Hay una prisa tremenda. Con todo. Y por saber la verdad. O por lanzar hipótesis que no tienen por qué ser la verdad. Pasó con los niños decapitados, pasó con la autoría del bombardeo del Hospital de Gaza, pasó con la trágica muerte del chaval cordobés. En todos los casos se ofrecen como verdades relatos sobre hechos que todavía son tan recientes que no hay manera de conocer la verdad de los mismos y se hace con tal vehemencia que para cuando unas horas o días más tarde aparecen las pruebas irrefutables de que algo ha sido así el gran público ya tenemos tan metida en la memoria la primera versión leída u oída que nos cuesta cambiar de tercio o directamente no cambiamos.

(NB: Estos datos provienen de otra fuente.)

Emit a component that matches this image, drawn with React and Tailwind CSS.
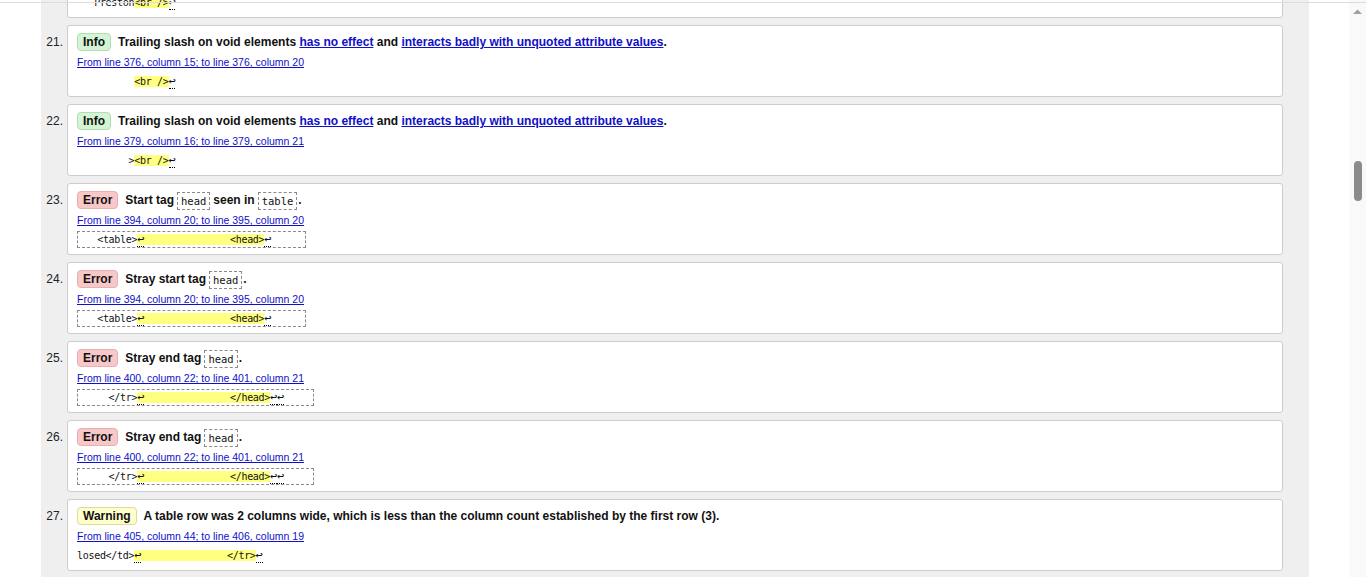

Quizá nunca sepamos quién bombardeó el Hospital de Gaza, como seguro que quizá nunca sepamos la verdad sobre buena parte de lo que ocurre en las guerras, sea ésta, la de Ucrania o cualesquiera otra. Hay demasiados intereses en juego, demasiadas posturas –por supuesto también periodísticas– decantadas hacia un bando desde el comienzo y demasiado seguidismo de lo que nos apetece más leer u oír. No nos gusta leer que los nuestros, o aquellos con los que compartimos más –o aquellos que nos disgustan menos, que no nos tienen por qué gustar ningunos– han hecho tal salvajada o tal otra. Nos provoca rechazo la idea, así que buscamos teorías que respalden lo contrario, aunque sean incluso inverosímiles. Porque sabemos que a veces y más en esos contextos lo inverosímil es posible, así que qué más queremos. Luego puede que finalmente tengamos que aceptar que algo no era efectivamente como creíamos que era o como queríamos creer que era. Pero nos cuidaremos muy mucho de reconocerlo en público. Por si te tachan de esto. O de lo contrario. Que era lo opuesto de lo que te tachaban cuando defendías la primera versión. ¿Polarización se llama esto? Yo creo que es más bien vagancia moral. Y un poco de miseria moral también.